• [WHAT THE TASK ASKS]: Copy all the data exactly, except the pictures.

◆ ◆ ◆ ◆

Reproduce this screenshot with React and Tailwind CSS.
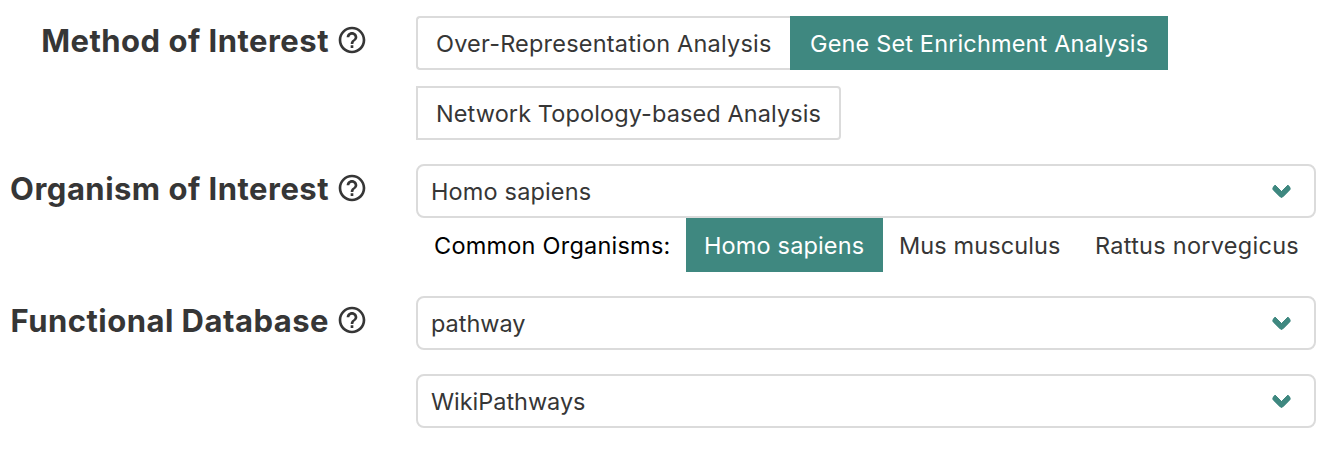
function Help() {
  return (
    <svg className="-mr-[3px] h-8 w-8 shrink-0" viewBox="0 0 24 24" fill="#363636" aria-hidden="true">
      <path d="M11 18h2v-2h-2v2zm1-16C6.48 2 2 6.48 2 12s4.48 10 10 10 10-4.48 10-10S17.52 2 12 2zm0 18c-4.41 0-8-3.59-8-8s3.59-8 8-8 8 3.59 8 8-3.59 8-8 8zm0-14c-2.21 0-4 1.79-4 4h2c0-1.1.9-2 2-2s2 .9 2 2c0 2-3 1.75-3 5h2c0-2.25 3-2.5 3-5 0-2.21-1.79-4-4-4z" />
    </svg>
  );
}

function Label({ children }) {
  return (
    <div className="flex h-12 w-[365px] shrink-0 items-center justify-end gap-[7px] text-[31px] font-bold leading-[48px] whitespace-nowrap text-[#363636]">
      <span className="pt-[2px] tracking-[0.48px]">{children}</span>
      <Help />
    </div>
  );
}

function Select({ children }) {
  return (
    <div className="flex h-[54px] items-center justify-between rounded-[8px] border-2 border-[#dbdbdb] pr-[25px] pl-[13px]">
      <span className="pt-[2px]">{children}</span>
      <span className="mb-[6px] h-[15px] w-[15px] -rotate-45 rounded-[4px] border-b-[6px] border-l-[6px] border-[#3f8880]" />
    </div>
  );
}

export default function App() {
  return (
    <main className="h-[450px] w-[1336px] overflow-hidden bg-white font-['Inter',sans-serif] text-[23.5px] leading-9 tracking-[0.15px] text-[#363636]">
      <section className="flex gap-[51px] pt-4">
        <Label>Method of Interest</Label>
        <div className="flex w-[900px] flex-wrap gap-y-4">
          <div className="flex h-[54px] w-[374px] items-center rounded-l-[4px] border-2 border-r-0 border-[#dbdbdb] pt-[2px] pl-[18px] tracking-[0.2px] whitespace-nowrap">Over-Representation Analysis</div>
          <div className="flex h-[54px] w-[378px] items-center bg-[#3f8880] pt-[2px] pl-5 whitespace-nowrap text-white">Gene Set Enrichment Analysis</div>
          <div className="flex h-[54px] w-[425px] items-center rounded-r-[4px] border-2 border-[#dbdbdb] pt-[2px] pl-[18px] tracking-[0.1px] whitespace-nowrap">Network Topology-based Analysis</div>
        </div>
      </section>
      <section className="mt-6 flex gap-[51px]">
        <Label>Organism of Interest</Label>
        <div className="w-[900px]">
          <Select>Homo sapiens</Select>
          <div className="flex h-[54px] items-stretch leading-[56px] whitespace-nowrap">
            <span className="w-[270px] pl-[18px] tracking-[0.22px] text-black">Common Organisms:</span>
            <span className="w-[197px] bg-[#3f8880] pl-[18px] text-white">Homo sapiens</span>
            <span className="w-[195px] pl-4 tracking-[0.1px]">Mus musculus</span>
            <span className="pl-[17px] tracking-[0.27px]">Rattus norvegicus</span>
          </div>
        </div>
      </section>
      <section className="mt-6 flex gap-[51px]">
        <Label>Functional Database</Label>
        <div className="flex w-[900px] flex-col gap-6">
          <Select><span className="tracking-[-0.04px]">pathway</span></Select>
          <Select><span className="tracking-[-0.04px]">WikiPathways</span></Select>
        </div>
      </section>
    </main>
  );
}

◆ ◆ ◆ ◆

• [RESULT OF THIS EXERCISE]:
Reproduce this screenshot with React and Tailwind CSS.
function Help() {
  return (
    <svg className="-mr-[3px] h-8 w-8 shrink-0" viewBox="0 0 24 24" fill="#363636" aria-hidden="true">
      <path d="M11 18h2v-2h-2v2zm1-16C6.48 2 2 6.48 2 12s4.48 10 10 10 10-4.48 10-10S17.52 2 12 2zm0 18c-4.41 0-8-3.59-8-8s3.59-8 8-8 8 3.59 8 8-3.59 8-8 8zm0-14c-2.21 0-4 1.79-4 4h2c0-1.1.9-2 2-2s2 .9 2 2c0 2-3 1.75-3 5h2c0-2.25 3-2.5 3-5 0-2.21-1.79-4-4-4z" />
    </svg>
  );
}

function Label({ children }) {
  return (
    <div className="flex h-12 w-[365px] shrink-0 items-center justify-end gap-[7px] text-[31px] font-bold leading-[48px] whitespace-nowrap text-[#363636]">
      <span className="pt-[2px] tracking-[0.48px]">{children}</span>
      <Help />
    </div>
  );
}

function Select({ children }) {
  return (
    <div className="flex h-[54px] items-center justify-between rounded-[8px] border-2 border-[#dbdbdb] pr-[25px] pl-[13px]">
      <span className="pt-[2px]">{children}</span>
      <span className="mb-[6px] h-[15px] w-[15px] -rotate-45 rounded-[4px] border-b-[6px] border-l-[6px] border-[#3f8880]" />
    </div>
  );
}

export default function App() {
  return (
    <main className="h-[450px] w-[1336px] overflow-hidden bg-white font-['Inter',sans-serif] text-[23.5px] leading-9 tracking-[0.15px] text-[#363636]">
      <section className="flex gap-[51px] pt-4">
        <Label>Method of Interest</Label>
        <div className="flex w-[900px] flex-wrap gap-y-4">
          <div className="flex h-[54px] w-[374px] items-center rounded-l-[4px] border-2 border-r-0 border-[#dbdbdb] pt-[2px] pl-[18px] tracking-[0.2px] whitespace-nowrap">Over-Representation Analysis</div>
          <div className="flex h-[54px] w-[378px] items-center bg-[#3f8880] pt-[2px] pl-5 whitespace-nowrap text-white">Gene Set Enrichment Analysis</div>
          <div className="flex h-[54px] w-[425px] items-center rounded-r-[4px] border-2 border-[#dbdbdb] pt-[2px] pl-[18px] tracking-[0.1px] whitespace-nowrap">Network Topology-based Analysis</div>
        </div>
      </section>
      <section className="mt-6 flex gap-[51px]">
        <Label>Organism of Interest</Label>
        <div className="w-[900px]">
          <Select>Homo sapiens</Select>
          <div className="flex h-[54px] items-stretch leading-[56px] whitespace-nowrap">
            <span className="w-[270px] pl-[18px] tracking-[0.22px] text-black">Common Organisms:</span>
            <span className="w-[197px] bg-[#3f8880] pl-[18px] text-white">Homo sapiens</span>
            <span className="w-[195px] pl-4 tracking-[0.1px]">Mus musculus</span>
            <span className="pl-[17px] tracking-[0.27px]">Rattus norvegicus</span>
          </div>
        </div>
      </section>
      <section className="mt-6 flex gap-[51px]">
        <Label>Functional Database</Label>
        <div className="flex w-[900px] flex-col gap-6">
          <Select><span className="tracking-[-0.04px]">pathway</span></Select>
          <Select><span className="tracking-[-0.04px]">WikiPathways</span></Select>
        </div>
      </section>
    </main>
  );
}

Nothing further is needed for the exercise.